#### [Data block]
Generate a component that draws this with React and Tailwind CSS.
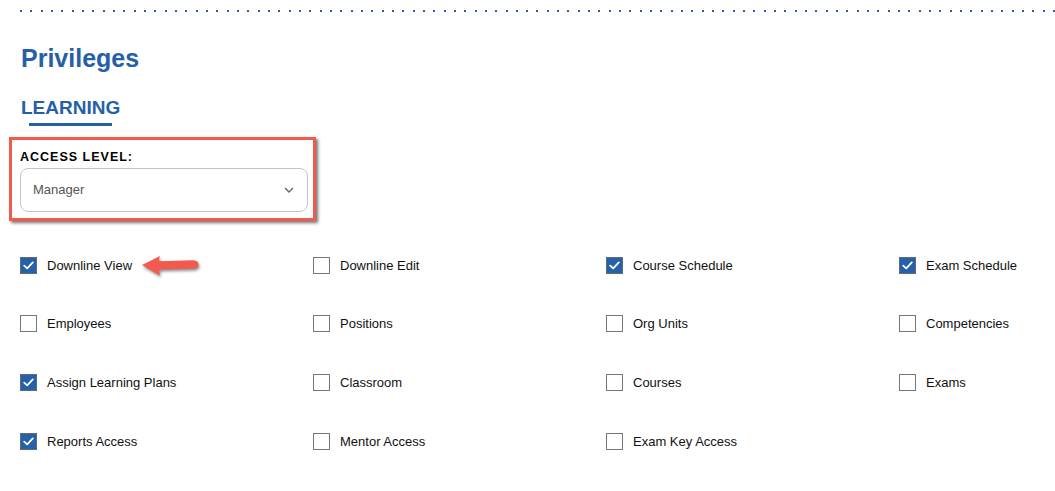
import React from 'react'

const items = [
  ['Downline View', true], ['Downline Edit', false], ['Course Schedule', true], ['Exam Schedule', true],
  ['Employees', false], ['Positions', false], ['Org Units', false], ['Competencies', false],
  ['Assign Learning Plans', true], ['Classroom', false], ['Courses', false], ['Exams', false],
  ['Reports Access', true], ['Mentor Access', false], ['Exam Key Access', false], null,
]

function Box({checked}){
  if(checked){
    return (
      <span className="w-[17px] h-[17px] shrink-0 bg-[#2461a8] border border-[#5f6b78] flex items-center justify-center">
        <svg width="11" height="9" viewBox="0 0 11 9" fill="none">
          <path d="M1.2 4.6 L4.2 7.4 L9.8 1.4" stroke="#fff" strokeWidth="1.8" strokeLinecap="round" strokeLinejoin="round" />
        </svg>
      </span>
    )
  }
  return <span className="w-[17px] h-[17px] shrink-0 bg-white border border-[#767676]" />
}

function Arrow(){
  return (
    <svg width="62" height="24" viewBox="138 253 62 24" className="ml-[8px] mt-[1px]" style={{filter:'drop-shadow(1.5px 2px 1.5px rgba(0,0,0,0.45))'}}>
      <path d="M140 264 L158 255 Q156.5 258 157.5 260.2 L190 259.3 Q196.5 259.3 196.5 263.4 Q196.5 267.8 190 267.8 L157.5 268.4 Q156.5 271 158 274.5 Z" fill="#f25a4e" />
    </svg>
  )
}

export default function App(){
  return (
    <div className="w-[1055px] h-[491px] bg-white overflow-hidden font-['Liberation_Sans',Arial,sans-serif]">
      <div className="pt-[10px] pl-[20px]">
        <div className="h-[2px] w-[1035px] bg-[repeating-linear-gradient(to_right,#2a5fa3_0_2px,transparent_2px_10.33px)]" />
      </div>

      <h1 className="pl-[21px] mt-[31px] text-[25px] leading-[30px] font-bold text-[#2560a6]">Privileges</h1>

      <div className="pl-[21px] mt-[24px]">
        <div className="text-[19px] leading-[22px] font-bold text-[#2560a6]">LEARNING</div>
        <div className="ml-[8px] mt-[4px] w-[83px] h-[3px] bg-[#2560a6]" />
      </div>

      <div className="ml-[9px] mt-[11px] w-[307px] h-[84px] border-[3px] border-[#f25a4e] shadow-[2px_2px_3px_rgba(0,0,0,0.55)] px-[8px] pt-[10px]">
        <div className="text-[12.5px] leading-[14px] font-bold tracking-[1px] text-black">ACCESS LEVEL:</div>
        <div className="mt-[4px] h-[44px] w-[288px] border border-[#c4c4c4] rounded-[8px] flex items-center justify-between pl-[12px] pr-[13px]">
          <span className="text-[13px] text-[#555]">Manager</span>
          <svg width="10" height="6" viewBox="0 0 10 6" fill="none">
            <path d="M1 1 L5 5 L9 1" stroke="#666" strokeWidth="1.4" />
          </svg>
        </div>
      </div>

      <div className="pl-[20px] mt-[15px] grid grid-cols-[293px_293px_293px_156px]">
        {items.map((it, i) => (
          <div key={i} className="h-[58.67px] flex items-center">
            {it && (
              <>
                <Box checked={it[1]} />
                <span className="ml-[10px] text-[13px] text-[#111]">{it[0]}</span>
                {i === 0 && <Arrow />}
              </>
            )}
          </div>
        ))}
      </div>
    </div>
  )
}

#### [Given instruction]
Reproduce each line word for word and drop the pictures.

#### [Solution]
Generate a component that draws this with React and Tailwind CSS.
import React from 'react'

const items = [
  ['Downline View', true], ['Downline Edit', false], ['Course Schedule', true], ['Exam Schedule', true],
  ['Employees', false], ['Positions', false], ['Org Units', false], ['Competencies', false],
  ['Assign Learning Plans', true], ['Classroom', false], ['Courses', false], ['Exams', false],
  ['Reports Access', true], ['Mentor Access', false], ['Exam Key Access', false], null,
]

function Box({checked}){
  if(checked){
    return (
      <span className="w-[17px] h-[17px] shrink-0 bg-[#2461a8] border border-[#5f6b78] flex items-center justify-center">
        <svg width="11" height="9" viewBox="0 0 11 9" fill="none">
          <path d="M1.2 4.6 L4.2 7.4 L9.8 1.4" stroke="#fff" strokeWidth="1.8" strokeLinecap="round" strokeLinejoin="round" />
        </svg>
      </span>
    )
  }
  return <span className="w-[17px] h-[17px] shrink-0 bg-white border border-[#767676]" />
}

function Arrow(){
  return (
    <svg width="62" height="24" viewBox="138 253 62 24" className="ml-[8px] mt-[1px]" style={{filter:'drop-shadow(1.5px 2px 1.5px rgba(0,0,0,0.45))'}}>
      <path d="M140 264 L158 255 Q156.5 258 157.5 260.2 L190 259.3 Q196.5 259.3 196.5 263.4 Q196.5 267.8 190 267.8 L157.5 268.4 Q156.5 271 158 274.5 Z" fill="#f25a4e" />
    </svg>
  )
}

export default function App(){
  return (
    <div className="w-[1055px] h-[491px] bg-white overflow-hidden font-['Liberation_Sans',Arial,sans-serif]">
      <div className="pt-[10px] pl-[20px]">
        <div className="h-[2px] w-[1035px] bg-[repeating-linear-gradient(to_right,#2a5fa3_0_2px,transparent_2px_10.33px)]" />
      </div>

      <h1 className="pl-[21px] mt-[31px] text-[25px] leading-[30px] font-bold text-[#2560a6]">Privileges</h1>

      <div className="pl-[21px] mt-[24px]">
        <div className="text-[19px] leading-[22px] font-bold text-[#2560a6]">LEARNING</div>
        <div className="ml-[8px] mt-[4px] w-[83px] h-[3px] bg-[#2560a6]" />
      </div>

      <div className="ml-[9px] mt-[11px] w-[307px] h-[84px] border-[3px] border-[#f25a4e] shadow-[2px_2px_3px_rgba(0,0,0,0.55)] px-[8px] pt-[10px]">
        <div className="text-[12.5px] leading-[14px] font-bold tracking-[1px] text-black">ACCESS LEVEL:</div>
        <div className="mt-[4px] h-[44px] w-[288px] border border-[#c4c4c4] rounded-[8px] flex items-center justify-between pl-[12px] pr-[13px]">
          <span className="text-[13px] text-[#555]">Manager</span>
          <svg width="10" height="6" viewBox="0 0 10 6" fill="none">
            <path d="M1 1 L5 5 L9 1" stroke="#666" strokeWidth="1.4" />
          </svg>
        </div>
      </div>

      <div className="pl-[20px] mt-[15px] grid grid-cols-[293px_293px_293px_156px]">
        {items.map((it, i) => (
          <div key={i} className="h-[58.67px] flex items-center">
            {it && (
              <>
                <Box checked={it[1]} />
                <span className="ml-[10px] text-[13px] text-[#111]">{it[0]}</span>
                {i === 0 && <Arrow />}
              </>
            )}
          </div>
        ))}
      </div>
    </div>
  )
}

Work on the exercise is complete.